It was the 2009 movie “Whip It” that motivated Kate Boltz to join a roller derby league near Fort Gordon, the Georgia Army base where her husband was stationed.
Boltz, 25, was a member of the Soul City Sirens for only eight months before her family was relocated to Fort Riley, but her entrée into the adrenaline-fueled world of “rugby on skates” was so powerful that she refused to leave it behind when she moved to Kansas.
Just weeks after “Worst Case Scenario,” as she’s known on the rink, arrived in Junction City, she founded the first roller-derby league in this area. The all-female Flint Hills Roller Derby League has one team, called the Stone Cold Foxes, that will compete against other teams from leagues in Wichita and Topeka in about a year.

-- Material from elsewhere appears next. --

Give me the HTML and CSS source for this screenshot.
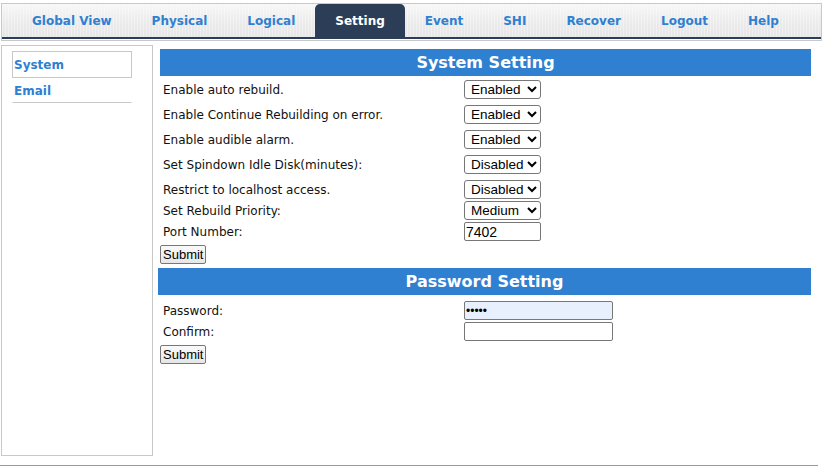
FILE: index.html
```html
<!DOCTYPE html>
<html>
<head>
<meta charset="utf-8">
<link rel="stylesheet" href="styles.css">
</head>
<body>
<div class="header">
  <div class="tabbar">
    <a class="tab">Global View</a>
    <a class="tab">Physical</a>
    <a class="tab">Logical</a>
    <a class="tab active">Setting</a>
    <a class="tab">Event</a>
    <a class="tab">SHI</a>
    <a class="tab">Recover</a>
    <a class="tab">Logout</a>
    <a class="tab">Help</a>
  </div>
</div>
<div class="main">
  <div class="sidebar">
    <a class="side-item selected">System</a>
    <a class="side-item">Email</a>
  </div>
  <div class="content">
    <div class="section-title">System Setting</div>
    <div class="form first">
      <div class="row"><span class="label">Enable auto rebuild.</span><select class="sel"><option>Enabled</option><option>Disabled</option></select></div>
      <div class="row spaced"><span class="label">Enable Continue Rebuilding on error.</span><select class="sel"><option>Enabled</option><option>Disabled</option></select></div>
      <div class="row spaced"><span class="label">Enable audible alarm.</span><select class="sel"><option>Enabled</option><option>Disabled</option></select></div>
      <div class="row spaced"><span class="label">Set Spindown Idle Disk(minutes):</span><select class="sel"><option>Disabled</option><option>10</option></select></div>
      <div class="row spaced"><span class="label">Restrict to localhost access.</span><select class="sel"><option>Disabled</option><option>Enabled</option></select></div>
      <div class="row"><span class="label">Set Rebuild Priority:</span><select class="sel"><option>Medium</option><option>High</option><option>Low</option></select></div>
      <div class="row"><span class="label">Port Number:</span><input class="txt short" type="text" value="7402"></div>
      <div class="btnrow"><button class="btn">Submit</button></div>
    </div>
    <div class="section-title second">Password Setting</div>
    <div class="form pw">
      <div class="row"><span class="label">Password:</span><input class="txt long filled" type="password" value="12345"></div>
      <div class="row"><span class="label">Confirm:</span><input class="txt long" type="password" value=""></div>
      <div class="btnrow"><button class="btn">Submit</button></div>
    </div>
  </div>
</div>
<div class="footer"></div>
</body>
</html>
```

FILE: styles.css
```css
html, body {
  margin: 0;
  padding: 0;
  background: #fff;
  font-family: "DejaVu Sans", Verdana, sans-serif;
  width: 830px;
  height: 466px;
  overflow: hidden;
}

.header {
  margin: 3px 0 0 1px;
  width: 819px;
  border: 1px solid #c8c8c8;
  height: 36px;
  background: #fff;
}

.tabbar {
  height: 33px;
  border-bottom: 2px solid #2c3e57;
  background:
    repeating-linear-gradient(90deg, rgba(255,255,255,0.35) 0 1px, rgba(0,0,0,0) 1px 3px),
    linear-gradient(#f7f7f7, #ececec 50%, #e6e6e8);
  display: flex;
  align-items: flex-end;
  padding-left: 10px;
}

.tab {
  display: block;
  padding: 0 20px;
  height: 33px;
  line-height: 35px;
  font-size: 12px;
  font-weight: bold;
  color: #2f80d1;
  white-space: nowrap;
}

.tab.active {
  background: #2c3e57;
  color: #fff;
  border-radius: 5px 5px 0 0;
  height: 33px;
  line-height: 34px;
}

.main {
  display: flex;
  height: 416px;
}

.sidebar {
  margin-top: 4px;
  margin-left: 1px;
  width: 152px;
  height: 411px;
  border: 1px solid #c8c8c8;
  padding: 5px 0 0 10px;
  box-sizing: border-box;
  display: flex;
  flex-direction: column;
}

.side-item {
  display: block;
  width: 120px;
  box-sizing: border-box;
  font-size: 12px;
  font-weight: bold;
  color: #2f80d1;
  padding: 0 0 0 1px;
  height: 25px;
  line-height: 24px;
  border: 1px solid transparent;
  border-bottom: 1px solid #c8c8c8;
}

.side-item.selected {
  border: 1px solid #c8c8c8;
  height: 27px;
  line-height: 26px;
}

.content {
  flex: 1;
  padding: 8px 9px 0 7px;
  margin-right: 10px;
}

.section-title {
  background: #2f80d1;
  color: #fff;
  font-weight: bold;
  font-size: 16px;
  height: 27px;
  line-height: 28px;
  text-align: center;
}

.section-title.second {
  margin-left: -2px;
  margin-top: 3px;
}

.form {
  padding-left: 3px;
  font-size: 12px;
  color: #111;
}

.form.first {
  padding-top: 3px;
}

.form.pw {
  padding-top: 5px;
}

.row {
  display: flex;
  align-items: center;
  height: 21px;
}

.row.spaced {
  margin-top: 4px;
}

.label {
  width: 301px;
  flex: none;
}

.sel {
  font-family: "Liberation Sans", Arial, sans-serif;
  font-size: 13.5px;
  width: 77px;
  height: 19px;
  padding: 0 0 0 2px;
  border: 1px solid #777;
  border-radius: 3px;
  background: #fff;
  color: #000;
  margin: 0;
}

.txt {
  font-family: "Liberation Sans", Arial, sans-serif;
  font-size: 14px;
  height: 19px;
  box-sizing: border-box;
  border: 1px solid #777;
  border-radius: 2px;
  padding: 0 1px;
  margin: 0;
  color: #000;
  background: #fff;
}

.txt.short {
  width: 77px;
}

.txt.long {
  width: 149px;
}

.txt.filled {
  background: #e8f0fe;
  font-size: 12px;
}

.btnrow {
  height: 21px;
  margin-top: 2px;
  display: flex;
  align-items: center;
  margin-left: -3px;
}

.btn {
  font-family: "Liberation Sans", Arial, sans-serif;
  font-size: 13px;
  height: 19px;
  padding: 0 2px;
  border: 1px solid #777;
  border-radius: 2px;
  background: linear-gradient(#fafafa, #e6e6e6);
  color: #000;
  margin: 0;
}

.footer {
  margin-top: 8px;
  width: 818px;
  border-top: 2px solid #9a9a9a;
}
```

“We were originally called the Junk City Jezebelles,” Boltz said. “But some of the locals said that portrayed Junction City in a negative light so we chose ‘Stone Cold Foxes’ because it had a tough sound that also related to the Flint Hills.”

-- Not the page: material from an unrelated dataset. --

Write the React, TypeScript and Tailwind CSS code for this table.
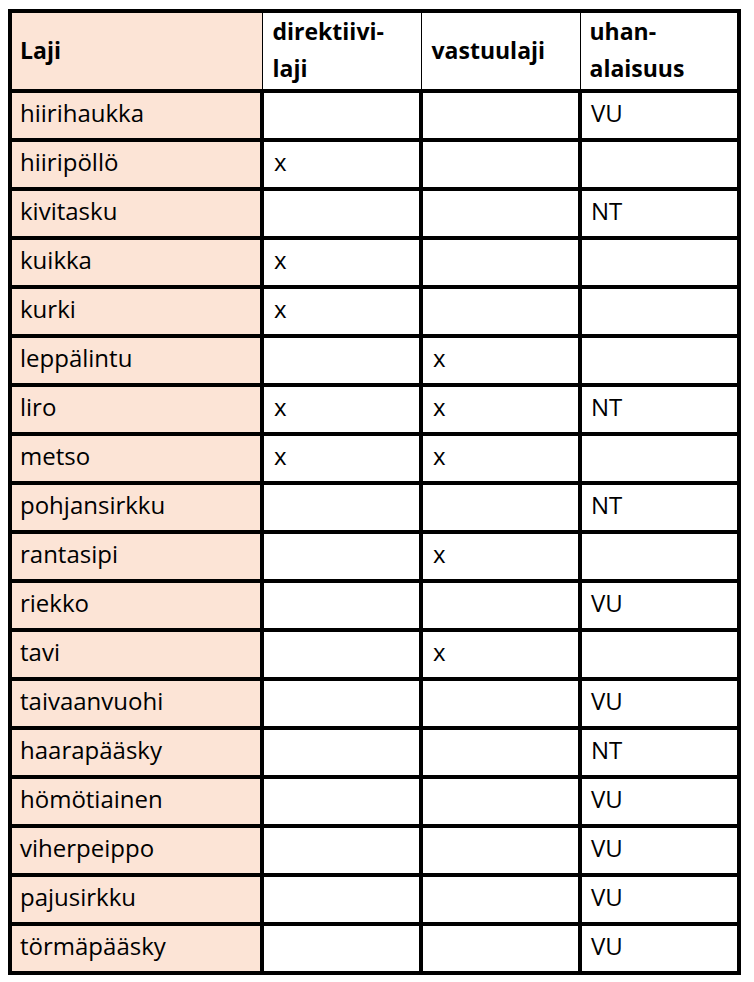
const rows: [string, string, string, string][] = [
  ['hiirihaukka', '', '', 'VU'],
  ['hiiripöllö', 'x', '', ''],
  ['kivitasku', '', '', 'NT'],
  ['kuikka', 'x', '', ''],
  ['kurki', 'x', '', ''],
  ['leppälintu', '', 'x', ''],
  ['liro', 'x', 'x', 'NT'],
  ['metso', 'x', 'x', ''],
  ['pohjansirkku', '', '', 'NT'],
  ['rantasipi', '', 'x', ''],
  ['riekko', '', '', 'VU'],
  ['tavi', '', 'x', ''],
  ['taivaanvuohi', '', '', 'VU'],
  ['haarapääsky', '', '', 'NT'],
  ['hömötiainen', '', '', 'VU'],
  ['viherpeippo', '', '', 'VU'],
  ['pajusirkku', '', '', 'VU'],
  ['törmäpääsky', '', '', 'VU'],
]

export default function App() {
  return (
    <div className="min-h-screen bg-white pt-[9px] pl-[8px] text-black" style={{ fontFamily: '"Open Sans", "Noto Sans", sans-serif' }}>
      <table className="table-fixed border-collapse w-[729px] text-[24px]">
        <colgroup>
          <col className="w-[252px]" />
          <col className="w-[159px]" />
          <col className="w-[159px]" />
          <col className="w-[159px]" />
        </colgroup>
        <thead>
          {/* header: thin verticals, thick outer/bottom */}
          <tr className="h-[78px] font-bold text-[23px] leading-[37px]">
            <th className="bg-[#fce4d6] border-4 border-r border-black text-left align-middle pl-[8px] pb-[2px]">Laji</th>
            <th className="border-y-4 border-x border-black text-left align-middle pl-[10px] pb-[2px]">
              direktiivi-
              <br />
              laji
            </th>
            <th className="border-y-4 border-x border-black text-left align-middle pl-[10px] pb-[2px]">vastuulaji</th>
            <th className="border-4 border-l border-black text-left align-middle pl-[9px] pb-[2px]">
              uhan-
              <br />
              alaisuus
            </th>
          </tr>
        </thead>
        <tbody>
          {rows.map((r) => (
            <tr key={r[0]} className="h-[49px]">
              <td className="bg-[#fce4d6] border-4 border-black pl-[8px] pb-[6px] align-middle">{r[0]}</td>
              <td className="border-4 border-black pl-[10px] pb-[6px] align-middle">{r[1]}</td>
              <td className="border-4 border-black pl-[10px] pb-[6px] align-middle">{r[2]}</td>
              <td className="border-4 border-black pl-[9px] pb-[6px] align-middle">{r[3]}</td>
            </tr>
          ))}
        </tbody>
      </table>
    </div>
  )
}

A rotating cast of about 10 women, many of them “married to the military,” and/or in the military themselves, train together three times weekly at Spin City, 915 S. Washington St. Skating skills are not a prerequisite for joining the team, and no one gets cut during tryouts, which are instead used as an opportunity to identify the strengths and weaknesses of each new member, she said.
Roller derby games, or “bouts,” consist of two five-member teams. Each team has one jammer who scores points by lapping the other players on the rink, and four blockers tasked with doing whatever they can to stop the jammer from scoring.
“No matter what skill level you start at, you can become quite athletic,” she said. “But derby isn’t just a no-holds-barred brawl. There are technical rules just like there are in football. You can’t hit someone in the face or throw elbows without getting penalized.”
Boltz said she wasn’t surprised most of her team members live on Fort Riley.
“The only sport for women on post is softball, but a whole range of sports are available for men,” she said. “This provides them a nice, safe place to work out and be a part of a community off post. You can pretend you’re a super hero a couple times a week, then go home and do homework or take care of the kids.”
The Stone Cold Foxes are like a family, she said. They babysit for each other, walk their dogs together and share a sense of camaraderie they haven’t been able to find elsewhere, she said.
“A lot of women come here searching for themselves,” she said. “They’re curious about what they see as a cross between hot and tough powerful women who don’t do things that are normal.”
Boltz said watching her teammates evolve from timid, out-of-practice roller skaters to fully embodying their alter-egos on the rink is rewarding.
“I put together what I saw as a perfect team,” she said. “Derby attracts an alternative crowd, but we have school teachers, nurses and biotech workers. You feel all that stuff melt away when you stem on the rink and become your alter ego. You don’t have time to think when everything is happening a billion miles an hour.”
When she’s not teaching her novice team how to take hits and how to fall down without getting hurt, Boltz is a paralegal in the Judge Advocate General’s (JAG) office on post. She is also teaching her daughter how to skate, after the 3-year-old showed an interest in watching derby practices and received her own pair of white Barbie roller skates.
The Olympics might recognize roller skating as a sport someday, she said, so “maybe we can train generations of future derby Olympians!”
“People surprise themselves when they show up to practice regularly,” Boltz said. “No one skates the same, but everyone will reach a point where they can skate fearlessly on anything.”